U.S. crude oil production is on track to set a record this year, up 9% Y/Y through April, helping to keep energy prices stable and blunt the efforts of Saudi Arabia and other oil exporters to drive them higher.
The Energy Information Administration has forecast total U.S. output will hit 12.61M bbl/day in 2023, topping 2019’s record of 12.32M bbl/day and easily beating last year’s 11.89M bbl/day.
OPEC and its allies have announced cuts this year amounting to ~6% of 2022’s production, but Rystad Energy estimates output in countries outside OPEC is making up for about two-thirds of the reductions, and crude prices have slid 13% YTD.
Half of the new crude is coming from the U.S., according to The Wall Street Journal, where several companies including ConocoPhillips (COP), Devon Energy (DVN), EOG Resources (NYSE:EOG) and Pioneer Natural Resources (PXD) delivered strong Q1 production.
Companies’ efforts to improve efficiency have provided more ability to remain profitable even when oil prices are falling, and improvements since 2014 have cut the cost of drilling and fracking in the U.S. shale by 36%, according to J.P. Morgan.
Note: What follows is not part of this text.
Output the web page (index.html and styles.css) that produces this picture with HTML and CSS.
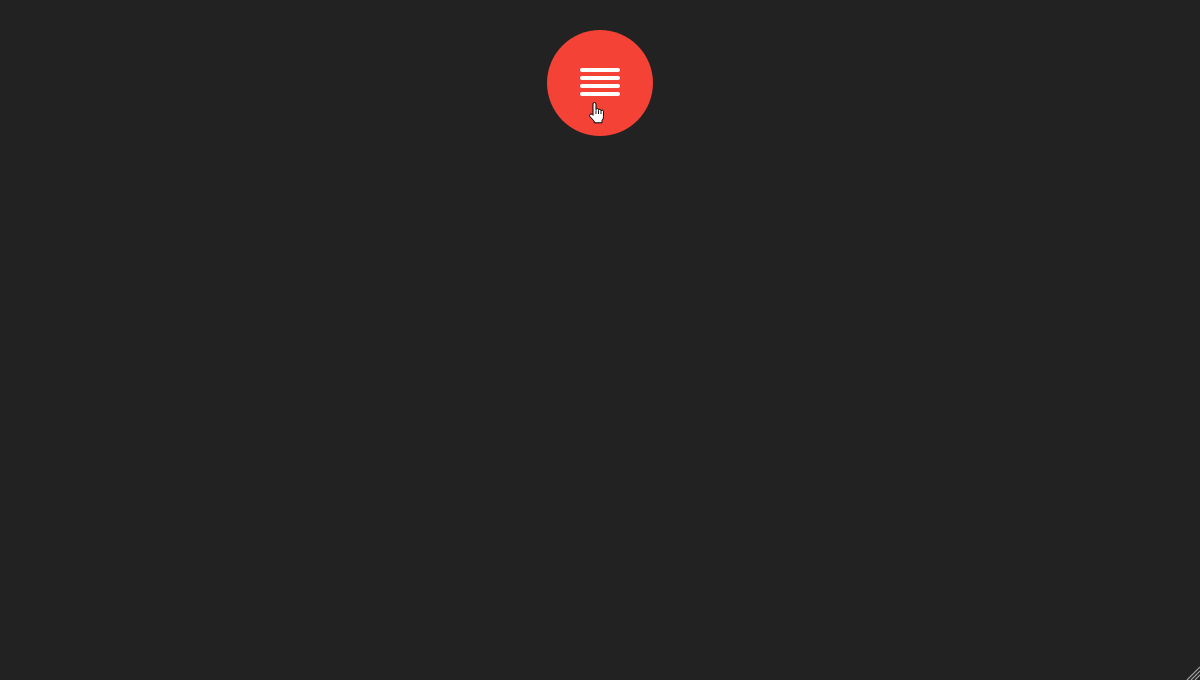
FILE: index.html
```html
<!DOCTYPE html>
<html>
<head>
<meta charset="utf-8">
<link rel="stylesheet" href="styles.css">
</head>
<body>
<div class="stage">
  <button class="fab" aria-label="Menu">
    <span class="bars">
      <span class="bar"></span>
      <span class="bar"></span>
      <span class="bar"></span>
      <span class="bar"></span>
    </span>
    <svg class="cursor" width="17" height="22" viewBox="0 0 17 22">
      <path d="M5 2Q5 .5 6.5 .5Q8 .5 8 2V7.6Q8 6.5 9.25 6.5Q10.5 6.5 10.5 7.8V8.4Q10.5 7.3 11.75 7.3Q13 7.3 13 8.6V9.3Q13 8.2 14.25 8.2Q15.5 8.2 15.5 9.5V14.5Q15.5 17 14 18.5V20.8H6.2V19.2L2 14.6Q1 13.3 2 12.3Q3 11.4 4 12.3L5 13.3Z" fill="#fff" stroke="#000" stroke-width="1" stroke-linejoin="round"/>
      <path d="M8 8.2V12M10.5 8.8V12M13 9.6V12" stroke="#000" stroke-width="0.9" fill="none"/>
    </svg>
  </button>
</div>
<svg class="grip" width="14" height="14" viewBox="0 0 14 14">
  <path d="M14 1L1 14M14 5L5 14M14 9L9 14" stroke="#a0a0a0" stroke-width="1.2"/>
</svg>
</body>
</html>
```
FILE: styles.css
```css
html, body {
  margin: 0;
  padding: 0;
  height: 100%;
  background: #222222;
  font-family: "Liberation Sans", Arial, sans-serif;
}
.stage {
  display: flex;
  justify-content: center;
  padding-top: 30px;
}
.fab {
  position: relative;
  width: 106px;
  height: 106px;
  border: none;
  border-radius: 50%;
  background: #f44336;
  padding: 0;
  display: flex;
  justify-content: center;
  align-items: flex-start;
}
.bars {
  margin-top: 38px;
  display: flex;
  flex-direction: column;
  gap: 4px;
}
.bar {
  display: block;
  width: 40px;
  height: 4px;
  border-radius: 2px;
  background: #ffffff;
}
.cursor {
  position: absolute;
  left: 41px;
  top: 72px;
}
.grip {
  position: fixed;
  right: 0;
  bottom: 0;
}
```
The increased efficiency means EOG, for example, can earn as much from oil priced at $42/bbl today as it would have from $86/bbl oil in 2014; meanwhile, the budget of Saudi Arabia’s government reportedly requires ~$81/bbl oil.
U.S. producers are continuing to seek ways to improve efficiency; Exxon Mobil (XOM) CEO Darren Woods has said the industry still recovers only ~10% of the oil it theoretically could from the Permian Basin.